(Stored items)

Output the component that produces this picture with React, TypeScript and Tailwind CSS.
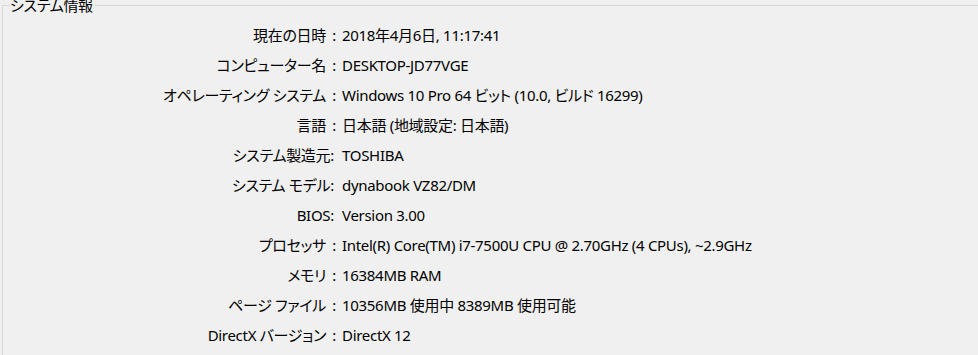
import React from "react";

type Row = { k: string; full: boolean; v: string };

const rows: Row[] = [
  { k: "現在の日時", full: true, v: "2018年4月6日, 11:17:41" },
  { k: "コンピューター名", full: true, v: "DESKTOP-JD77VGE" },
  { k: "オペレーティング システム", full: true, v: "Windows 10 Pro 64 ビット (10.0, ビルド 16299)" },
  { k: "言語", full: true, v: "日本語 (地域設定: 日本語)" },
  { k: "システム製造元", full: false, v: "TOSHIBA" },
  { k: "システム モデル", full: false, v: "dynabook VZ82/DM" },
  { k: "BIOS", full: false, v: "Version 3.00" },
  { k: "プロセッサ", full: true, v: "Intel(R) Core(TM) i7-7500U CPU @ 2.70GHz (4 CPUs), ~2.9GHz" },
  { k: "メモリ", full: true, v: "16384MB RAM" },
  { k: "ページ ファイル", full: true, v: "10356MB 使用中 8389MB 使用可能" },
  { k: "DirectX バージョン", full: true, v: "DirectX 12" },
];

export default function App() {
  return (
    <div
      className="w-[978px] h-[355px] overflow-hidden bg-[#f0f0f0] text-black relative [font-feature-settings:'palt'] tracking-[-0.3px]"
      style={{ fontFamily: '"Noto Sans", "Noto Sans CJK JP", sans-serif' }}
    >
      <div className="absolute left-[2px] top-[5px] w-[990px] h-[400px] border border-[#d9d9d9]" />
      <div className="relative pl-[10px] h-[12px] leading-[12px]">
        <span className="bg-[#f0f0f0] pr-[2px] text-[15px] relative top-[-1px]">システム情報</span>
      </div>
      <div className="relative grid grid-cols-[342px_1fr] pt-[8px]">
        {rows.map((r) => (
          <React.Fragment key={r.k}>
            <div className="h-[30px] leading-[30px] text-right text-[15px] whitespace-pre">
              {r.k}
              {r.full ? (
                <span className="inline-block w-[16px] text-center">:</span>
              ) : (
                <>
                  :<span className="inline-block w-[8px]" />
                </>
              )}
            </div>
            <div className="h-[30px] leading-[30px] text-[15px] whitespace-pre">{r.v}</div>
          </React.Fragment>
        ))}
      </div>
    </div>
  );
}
--
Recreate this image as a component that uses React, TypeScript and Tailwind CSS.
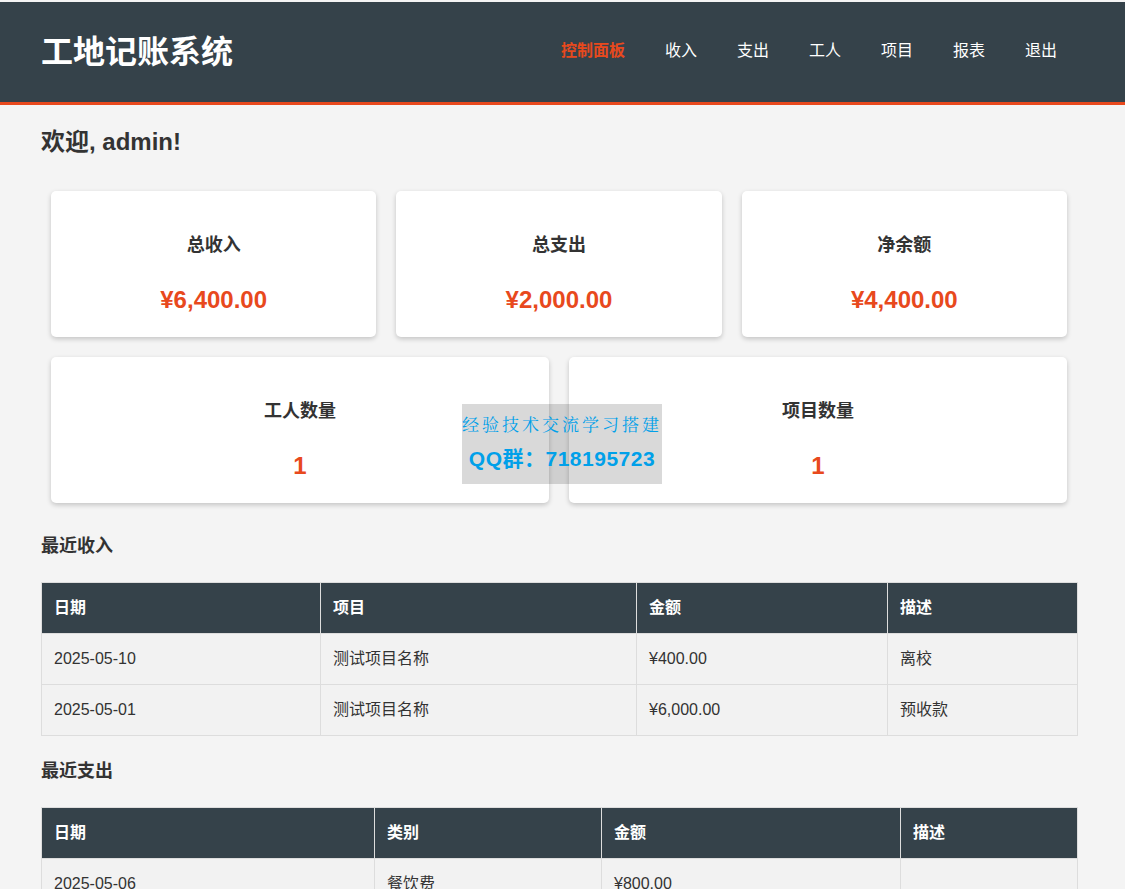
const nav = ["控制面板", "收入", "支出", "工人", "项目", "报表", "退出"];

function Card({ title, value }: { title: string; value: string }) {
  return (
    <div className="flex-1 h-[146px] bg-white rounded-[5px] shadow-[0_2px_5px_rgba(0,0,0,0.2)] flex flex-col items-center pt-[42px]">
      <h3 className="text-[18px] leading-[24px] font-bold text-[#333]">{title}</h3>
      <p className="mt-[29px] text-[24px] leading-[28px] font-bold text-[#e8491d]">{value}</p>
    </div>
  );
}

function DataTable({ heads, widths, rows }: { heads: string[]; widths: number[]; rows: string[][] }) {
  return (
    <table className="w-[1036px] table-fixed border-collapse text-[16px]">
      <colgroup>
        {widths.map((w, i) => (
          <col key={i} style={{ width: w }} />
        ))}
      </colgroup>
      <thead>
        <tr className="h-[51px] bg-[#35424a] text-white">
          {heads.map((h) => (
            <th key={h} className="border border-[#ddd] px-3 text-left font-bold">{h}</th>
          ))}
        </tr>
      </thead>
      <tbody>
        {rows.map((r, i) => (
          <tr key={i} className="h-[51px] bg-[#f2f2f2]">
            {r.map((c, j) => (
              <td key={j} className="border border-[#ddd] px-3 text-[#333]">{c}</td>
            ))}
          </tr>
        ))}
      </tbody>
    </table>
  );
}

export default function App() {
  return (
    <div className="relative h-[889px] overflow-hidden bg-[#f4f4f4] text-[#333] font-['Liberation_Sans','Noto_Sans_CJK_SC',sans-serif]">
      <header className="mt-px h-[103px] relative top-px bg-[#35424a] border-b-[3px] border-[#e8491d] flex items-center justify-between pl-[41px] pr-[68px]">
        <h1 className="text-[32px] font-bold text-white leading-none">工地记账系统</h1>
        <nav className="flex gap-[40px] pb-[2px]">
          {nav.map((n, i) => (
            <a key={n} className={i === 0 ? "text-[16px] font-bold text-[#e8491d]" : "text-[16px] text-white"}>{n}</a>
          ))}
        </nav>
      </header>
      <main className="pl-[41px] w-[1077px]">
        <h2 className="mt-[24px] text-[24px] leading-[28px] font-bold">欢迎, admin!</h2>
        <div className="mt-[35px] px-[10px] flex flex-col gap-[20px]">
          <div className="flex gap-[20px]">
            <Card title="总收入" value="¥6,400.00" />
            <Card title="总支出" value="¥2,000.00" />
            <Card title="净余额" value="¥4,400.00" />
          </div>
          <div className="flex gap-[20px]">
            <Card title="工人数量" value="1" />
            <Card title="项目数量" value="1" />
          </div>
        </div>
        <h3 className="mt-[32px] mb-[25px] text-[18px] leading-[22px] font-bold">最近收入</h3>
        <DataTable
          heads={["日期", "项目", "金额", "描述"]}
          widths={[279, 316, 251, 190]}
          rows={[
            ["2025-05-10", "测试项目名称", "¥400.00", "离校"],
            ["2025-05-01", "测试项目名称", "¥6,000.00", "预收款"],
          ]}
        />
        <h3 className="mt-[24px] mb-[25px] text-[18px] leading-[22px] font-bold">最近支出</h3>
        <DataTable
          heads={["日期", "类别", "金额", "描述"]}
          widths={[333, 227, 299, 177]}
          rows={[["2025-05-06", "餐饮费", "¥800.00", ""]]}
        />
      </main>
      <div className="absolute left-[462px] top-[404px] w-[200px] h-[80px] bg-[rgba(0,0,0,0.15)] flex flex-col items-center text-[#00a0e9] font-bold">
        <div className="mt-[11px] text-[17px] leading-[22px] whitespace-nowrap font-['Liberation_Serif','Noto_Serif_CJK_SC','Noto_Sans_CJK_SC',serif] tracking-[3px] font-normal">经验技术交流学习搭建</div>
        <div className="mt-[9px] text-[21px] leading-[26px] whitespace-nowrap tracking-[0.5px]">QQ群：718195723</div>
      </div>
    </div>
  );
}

- [Task to complete]:
In the listing, find all lines with the string "that" and copy them.

- [Exercise solution]:
Output the component that produces this picture with React, TypeScript and Tailwind CSS.
Recreate this image as a component that uses React, TypeScript and Tailwind CSS.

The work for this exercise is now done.